Case 2: Number of lines have not changed - stream data
Now the problem is, how do you stream data? At the current point in time (bokeh 1.4), the MultiLineGlyph does not support the stream operation, at least not in a sensible way.

What is supported, however, is that patch operation, like @Bryan mentioned. Unfortunately, it turns out that the patch operation can only change the location of existing points on a graph, and it cannot append new points to the CDS.

This can be solved with a little bit of a dirty trick. At the start, I stream the data to the CDS by sending an empty window of np.nan points for the following 2 minutes. In my case, I can even be a bit clever and pre-compute my x-axis values, since I know at which rate my graph is updating (say 10fps → 1 point every 100 ms).

Now, for the next two minutes I only have to send the new points, always moving one of the hidden np.nan points via the patch operation to my desired y-axis value.

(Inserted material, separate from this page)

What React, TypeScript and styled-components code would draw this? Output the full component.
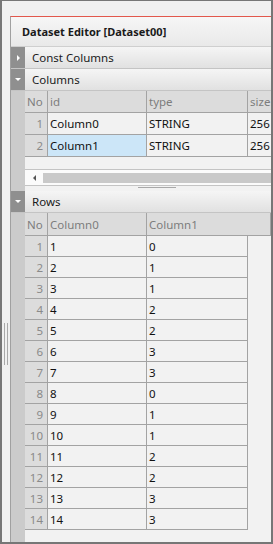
import styled, { createGlobalStyle } from "styled-components";

const GlobalStyle = createGlobalStyle`
  html, body {
    margin: 0;
    padding: 0;
    background: #f0f0f0;
  }
  * {
    box-sizing: border-box;
  }
`;

const columnDefs = [
  { id: "Column0", type: "STRING", size: "256" },
  { id: "Column1", type: "STRING", size: "256" },
];

const rows = [
  [1, 0], [2, 1], [3, 1], [4, 2], [5, 2], [6, 3], [7, 3],
  [8, 0], [9, 1], [10, 1], [11, 2], [12, 2], [13, 3], [14, 3],
];

const App = () => {
  return (
    <>
      <GlobalStyle />
      <Frame>
        <Gutter>
          <Grip />
        </Gutter>
        <Panel>
          <TitleBar>Dataset Editor [Dataset00]</TitleBar>
          <SectionHeader>
            <Toggle $open={false} />
            <SectionLabel>Const Columns</SectionLabel>
          </SectionHeader>
          <SectionHeader>
            <Toggle $open />
            <SectionLabel>Columns</SectionLabel>
          </SectionHeader>
          <SectionBody>
            <Strip />
            <Content>
              <Row $head $h={22}>
                <HeadCell $w={23}>No</HeadCell>
                <HeadCell $w={99}>id</HeadCell>
                <HeadCell $w={101}>type</HeadCell>
                <HeadCell $w={60}>size</HeadCell>
              </Row>
              {columnDefs.map((c, i) => (
                <Row key={c.id} $h={22}>
                  <NoCell $w={23}>{i + 1}</NoCell>
                  <Cell $w={99} $selected={i === 1}>{c.id}</Cell>
                  <Cell $w={101}>{c.type}</Cell>
                  <Cell $w={60}>{c.size}</Cell>
                </Row>
              ))}
              <Blank />
              <ScrollBar>
                <ScrollArrow />
                <Thumb />
              </ScrollBar>
              <Splitter>
                <SplitGrip />
              </Splitter>
            </Content>
          </SectionBody>
          <SectionHeader>
            <Toggle $open />
            <SectionLabel>Rows</SectionLabel>
          </SectionHeader>
          <SectionBody $grow>
            <Strip />
            <Content>
              <Row $head $h={23}>
                <HeadCell $w={23}>No</HeadCell>
                <HeadCell $w={99}>Column0</HeadCell>
                <HeadCell $w={101}>Column1</HeadCell>
              </Row>
              {rows.map((r, i) => (
                <Row key={i} $h={21}>
                  <NoCell $w={23}>{i + 1}</NoCell>
                  <Cell $w={99}>{r[0]}</Cell>
                  <Cell $w={101}>{r[1]}</Cell>
                </Row>
              ))}
            </Content>
          </SectionBody>
        </Panel>
      </Frame>
    </>
  );
};
export default App;

const Frame = styled.div`
  width: 273px;
  height: 544px;
  border: 2px solid #767676;
  border-top: 1px solid #767676;
  background: #f0f0f0;
  display: flex;
  padding-top: 15px;
  font-family: "Noto Sans", "Open Sans", sans-serif;
  font-size: 11.5px;
  color: #111;
`;

const Gutter = styled.div`
  width: 8px;
  display: flex;
  flex-direction: column;
  align-items: center;
`;

const Grip = styled.div`
  margin-top: 307px;
  width: 4px;
  height: 42px;
  border-left: 1px solid #a8a8a8;
  border-right: 1px solid #a8a8a8;
`;

const Panel = styled.div`
  flex: 1;
  min-width: 0;
  display: flex;
  flex-direction: column;
  border-top: 1px solid #e2574c;
  border-left: 1px solid #a0a0a0;
  background: #f2f2f2;
  overflow: hidden;
`;

const TitleBar = styled.div`
  height: 30px;
  display: flex;
  align-items: center;
  padding-left: 11px;
  font-weight: bold;
  font-size: 11px;
  color: #1a1a1a;
  background: linear-gradient(#f6f6f6, #e9e9e9);
  border-bottom: 1px solid #cfcfcf;
`;

const SectionHeader = styled.div`
  height: 22px;
  display: flex;
  background: linear-gradient(#f5f5f5, #e1e1e1);
  border-bottom: 1px solid #c4c4c4;
`;

const Toggle = styled.div<{ $open?: boolean }>`
  width: 14px;
  background: #8f8f8f;
  display: flex;
  align-items: center;
  justify-content: center;
  &::after {
    content: "";
    width: 0;
    height: 0;
    ${(p) =>
      p.$open
        ? `border-left: 3px solid transparent;
           border-right: 3px solid transparent;
           border-top: 3px solid #fff;`
        : `border-top: 3px solid transparent;
           border-bottom: 3px solid transparent;
           border-left: 3px solid #fff;`}
  }
`;

const SectionLabel = styled.div`
  display: flex;
  align-items: center;
  padding-left: 7px;
  color: #1a1a1a;
`;

const SectionBody = styled.div<{ $grow?: boolean }>`
  display: flex;
  ${(p) => (p.$grow ? "flex: 1;" : "")}
`;

const Strip = styled.div`
  width: 14px;
  flex: none;
  background: #cbcbcb;
`;

const Content = styled.div`
  flex: 1;
  min-width: 0;
  display: flex;
  flex-direction: column;
  overflow: hidden;
`;

const Row = styled.div<{ $head?: boolean; $h: number }>`
  display: flex;
  flex: none;
  height: ${(p) => p.$h}px;
  width: ${(p) => (p.$head ? "100%" : "max-content")};
  background: ${(p) => (p.$head ? "#dcdcdc" : "transparent")};
  border-bottom: 1px solid #a3a3a3;
`;

const HeadCell = styled.div<{ $w: number }>`
  width: ${(p) => p.$w}px;
  flex: none;
  display: flex;
  align-items: center;
  padding-left: 2px;
  color: #7d7d7d;
  border-right: 1px solid #a3a3a3;
  white-space: nowrap;
  &:last-child {
    flex: 1 0 auto;
  }
`;

const NoCell = styled.div<{ $w: number }>`
  width: ${(p) => p.$w}px;
  flex: none;
  display: flex;
  align-items: center;
  justify-content: flex-end;
  padding-right: 4px;
  background: #dcdcdc;
  color: #8a8a8a;
  border-right: 1px solid #a3a3a3;
`;

const Cell = styled.div<{ $w: number; $selected?: boolean }>`
  width: ${(p) => p.$w}px;
  flex: none;
  display: flex;
  align-items: center;
  padding-left: 2px;
  background: ${(p) => (p.$selected ? "#cce6f8" : "#f2f2f2")};
  color: #111;
  border-right: 1px solid #a3a3a3;
  white-space: nowrap;
`;

const Blank = styled.div`
  height: 13px;
  border-bottom: 1px solid #c4c4c4;
`;

const ScrollBar = styled.div`
  height: 16px;
  display: flex;
  align-items: center;
  background: #fbfbfb;
  border-bottom: 1px solid #c4c4c4;
`;

const ScrollArrow = styled.div`
  width: 18px;
  display: flex;
  justify-content: center;
  &::after {
    content: "";
    border-top: 3px solid transparent;
    border-bottom: 3px solid transparent;
    border-right: 3px solid #555;
  }
`;

const Thumb = styled.div`
  flex: 1;
  height: 10px;
  background: #c9c9c9;
`;

const Splitter = styled.div`
  height: 5px;
  display: flex;
  justify-content: center;
  padding-left: 18px;
`;

const SplitGrip = styled.div`
  width: 38px;
  height: 2px;
  margin-top: 1px;
  border-top: 1px solid #a8a8a8;
`;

After the two minutes are over, I resend my data, again appending a new two-minute window of empty points. And thus you can go on and on, always streaming only the updates to your multi-line graph.

Downsides
I don’t have any hard evidence, and maybe @Bryan you can give me some feedback here, but I have a feeling that patching a graph is a relatively expensive operation on the browser side.

Doing this seems to scale quite well, however the graph becomes clunky and staggers when I try to move it around, or zoom in and out.

Anyway, this is my approach to solving this problem, for now at least until.

I hope I was able to help someone out there.